Example: File application.properties

connector.config.dump.directory=./temp
connector.config.execution.thread.count=32

Example: System properties (JVM)

java -Dconnector.config.dump.directory=./temp -Dconnector.config.execution.thread.count=32

The following application configuration properties are supported.

Note

While application configuration properties can be specified as system properties, in application.properties, or in application.yaml, for the sake of simplicity, the application configuration examples in the following sections will only be illustrated in application.yaml.


Dump

Services can generate dumps during execution.

🔑 Property connector.config.dump.directory

The absolute or relative path to the dump directory.

optional

The default is ./.

The dump filename is determined by connector.config.dump.template.

Note

The dump directory is created automatically, if it doesn't exist.

Example: Property connector.config.dump.directory

connector:
config:
dump:
directory: ./temp

🔑 Property connector.config.dump.template

The dump filename template containing placeholders.

optional

The default is ${type}-${name}-${dump}-${id}.

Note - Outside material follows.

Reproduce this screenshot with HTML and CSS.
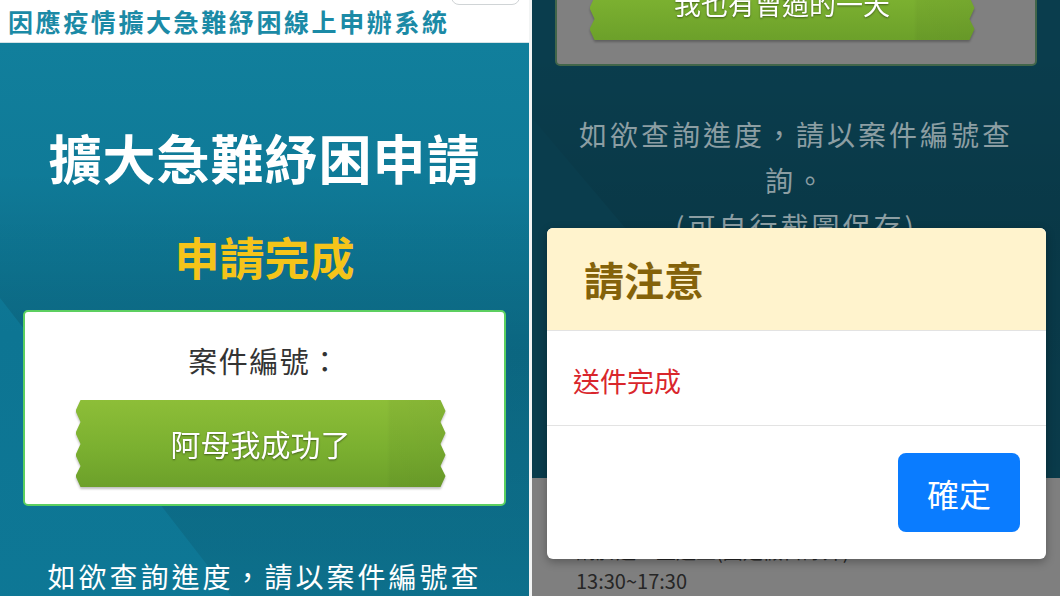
FILE: index.html
```html
<!DOCTYPE html>
<html lang="zh-Hant">
<head>
    <meta charset="utf-8">
    <title>擴大急難紓困申請</title>
    <link rel="stylesheet" href="styles.css">
</head>
<body>
    <div class="screens">
        <!-- 申請完成頁 -->
        <section class="screen">
            <header class="site-header">
                <h1 class="site-title">因應疫情擴大急難紓困線上申辦系統</h1>
                <button class="menu-btn" type="button"></button>
            </header>
            <main class="page">
                <h2 class="page-title">擴大急難紓困申請</h2>
                <p class="page-status">申請完成</p>
                <div class="case-card">
                    <p class="case-label">案件編號：</p>
                    <div class="ribbon-wrap">
                        <div class="ribbon">阿母我成功了</div>
                    </div>
                </div>
                <p class="page-note">如欲查詢進度，請以案件編號查詢。<br>(可自行截圖保存)</p>
            </main>
        </section>

        <!-- 送件完成後跳出的提示視窗 -->
        <section class="screen screen-dimmed">
            <main class="page page-scrolled">
                <div class="case-card">
                    <p class="case-label">案件編號：</p>
                    <div class="ribbon-wrap">
                        <div class="ribbon">我也有曾過的一天</div>
                    </div>
                </div>
                <p class="page-note">如欲查詢進度，請以案件編號查詢。<br>(可自行截圖保存)</p>
            </main>
            <footer class="page-footer">
                <p>請於週一至週五(國定假日除外) 09:00~12:00<br>13:30~17:30</p>
            </footer>

            <div class="modal">
                <div class="modal-header">
                    <h3 class="modal-title">請注意</h3>
                </div>
                <div class="modal-body">
                    <p class="modal-msg">送件完成</p>
                </div>
                <div class="modal-footer">
                    <button class="btn-ok" type="button">確定</button>
                </div>
            </div>
        </section>
    </div>
</body>
</html>
```

FILE: styles.css
```css
body {
    margin: 0;
    overflow: hidden;
    font-family: "Noto Sans CJK TC", "Noto Sans", sans-serif;
}

p, h1, h2, h3 {
    margin: 0;
}

.screens {
    display: flex;
    gap: 3px;
    width: 1060px;
    height: 596px;
    background-color: #f2f4f4; /* thin light line between the two phones */
}

.screen {
    position: relative;
    display: flex;
    flex-direction: column;
    width: 529px;
    height: 596px;
    overflow: hidden;
}

.screen-dimmed {
    width: 528px;
}

/* top bar */
.site-header {
    display: flex;
    justify-content: space-between;
    align-items: flex-start;
    height: 44px;
    padding: 0 9px 0 8px;
    background-color: #fff;
    border-bottom: 1px solid #d5e2e6;
}

.site-title {
    font-size: 25px;
    font-weight: 700;
    line-height: 42px;
    letter-spacing: 2.6px;
    color: #1b8aa6;
    white-space: nowrap;
}

.menu-btn {
    width: 69px;
    height: 36px;
    margin-top: -31px;
    background-color: #fff;
    border: 1px solid #d0d4d6;
    border-radius: 8px;
}

/* teal page body */
.page {
    position: relative;
    flex: 1;
    text-align: center;
    background: linear-gradient(to bottom, #117f9c, #0d7593 45%, #0e7896);
}

/* big dark diagonal panel behind the card */
.page::before {
    content: "";
    position: absolute;
    inset: 0;
    background: linear-gradient(to bottom, rgba(0,0,0,0) 20%, rgba(0,0,0,.13) 48%, rgba(0,0,0,.08) 80%, rgba(0,0,0,.03));
    clip-path: polygon(0 0, 100% 0, 100% 100%, 305px 100%, 0 255px);
}

.page > * {
    position: relative;
}

.page-title {
    margin-top: 82px;
    font-size: 53px;
    font-weight: 700;
    line-height: 64px;
    letter-spacing: 1px;
    color: #fff;
}

.page-status {
    margin-top: 40px;
    font-size: 45px;
    font-weight: 700;
    line-height: 56px;
    color: #f5c41a;
}

.case-card {
    margin: 25px 23px 0;
    padding: 28px 0 17px;
    background-color: #fff;
    border: 2px solid #5ccf60;
    border-radius: 5px;
}

.case-label {
    font-size: 29px;
    line-height: 40px;
    letter-spacing: 1.5px;
    color: #333;
}

/* green tape with notched ends */
.ribbon-wrap {
    width: 370px;
    margin: 20px auto 0;
    position: relative;
    left: -4px;
    filter: drop-shadow(0 2px 1px rgba(0,0,0,.25));
}

.ribbon {
    height: 87px;
    font-size: 30px;
    line-height: 87px;
    color: #fff;
    text-shadow: 0 1px 2px rgba(0,0,0,.45);
    background:
        linear-gradient(to right, rgba(0,0,0,0) 84%, rgba(0,0,0,.035) 85%, rgba(0,0,0,.05) 100%),
        linear-gradient(to bottom, #8dbe38, #7bb030 55%, #6ca02a);
    clip-path: polygon(5px 0, calc(100% - 5px) 0, 100% 11px, calc(100% - 5px) 22px, 100% 33px, calc(100% - 5px) 44px, 100% 55px, calc(100% - 5px) 66px, 100% 76px, calc(100% - 5px) 87px, 5px 87px, 0 76px, 5px 66px, 0 55px, 5px 44px, 0 33px, 5px 22px, 0 11px);
}

.page-note {
    max-width: 450px;
    margin: 47px auto 0;
    font-size: 28px;
    line-height: 46px;
    letter-spacing: 3px;
    color: #fff;
}

/* right phone: page under the modal backdrop */
.screen-dimmed .page {
    background: #0a3d4d;
}

.screen-dimmed .page::before {
    background: linear-gradient(to bottom, rgba(0,0,0,0) 30%, rgba(0,0,0,.08) 60%, rgba(0,0,0,.04));
}

.page-scrolled {
    margin-top: -137px;
}

.screen-dimmed .case-card {
    margin-top: 0;
    padding-bottom: 24px;
    background-color: #808080;
    border-color: #42664a;
}

.screen-dimmed .case-label {
    color: #1a1a1a;
}

.screen-dimmed .ribbon-wrap {
    width: 385px;
    left: -14px;
}

.screen-dimmed .ribbon {
    height: 73px;
    padding-top: 14px;
    font-size: 27px;
    line-height: 73px;
}

.screen-dimmed .page-note {
    margin-top: 45px;
    color: #8c9ea3;
}

.page-footer {
    height: 118px;
    padding: 58px 0 0 44px;
    box-sizing: border-box;
    background-color: #7f7f7f;
    font-size: 20px;
    line-height: 30px;
    color: #262626;
}

/* alert dialog */
.modal {
    position: absolute;
    top: 228px;
    left: 15px;
    width: 499px;
    background-color: #fff;
    border-radius: 6px;
    box-shadow: 0 3px 10px rgba(0,0,0,.3);
    overflow: hidden;
}

.modal-header {
    padding: 25px 37px;
    background-color: #fff3cd;
    border-bottom: 1px solid #e3e3e3;
}

.modal-title {
    font-size: 40px;
    font-weight: 700;
    line-height: 52px;
    color: #84620a;
}

.modal-body {
    padding: 31px 26px 25px;
    border-bottom: 1px solid #e3e3e3;
}

.modal-msg {
    font-size: 27px;
    line-height: 38px;
    color: #d9262c;
}

.modal-footer {
    display: flex;
    justify-content: flex-end;
    padding: 27px 26px;
}

.btn-ok {
    width: 122px;
    height: 79px;
    font-family: inherit;
    font-size: 32px;
    color: #fff;
    background-color: #0a7cff;
    border: none;
    border-radius: 8px;
}
```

The dump filename is determined by replacing the placeholders in the template with specific values, such as the service name and type, the dump type, and the date/time.

Placeholder

Description

${type}

The service type (DatabricksConnector).

${name}

The service name (the unique name of the service within the service file).

${dump}

The dump type (e.g. landing, staging, or payload).

${id}

The job execution ID.

${date}

The current date in YYYY.MM.DD format.

${time}

The current time in HH.MM.SS.SSSSSS format.

The dump directory is determined by connector.config.dump.directory.

Example: Property connector.config.dump.template

connector:
config:
dump:
template: ${name}_${type}-${dump}-${date}T${time}
# e.g. Test_DatabaseConnector-landing-2025.06.06T12.40.46.568000.json

Note

The template may also contain directories, allowing the dump files to be stored in separate folders, depending on the service name, service type or dump type. For example, the template ${type}/${name}-${dump}-${date}T${time} would segregate the dump files by service types, i.e. the dump files of each service type would be stored in a separate directory. For each service type, the directory is created automatically, if it doesn't exist.


Service file

Services are defined in service files in the format YAML.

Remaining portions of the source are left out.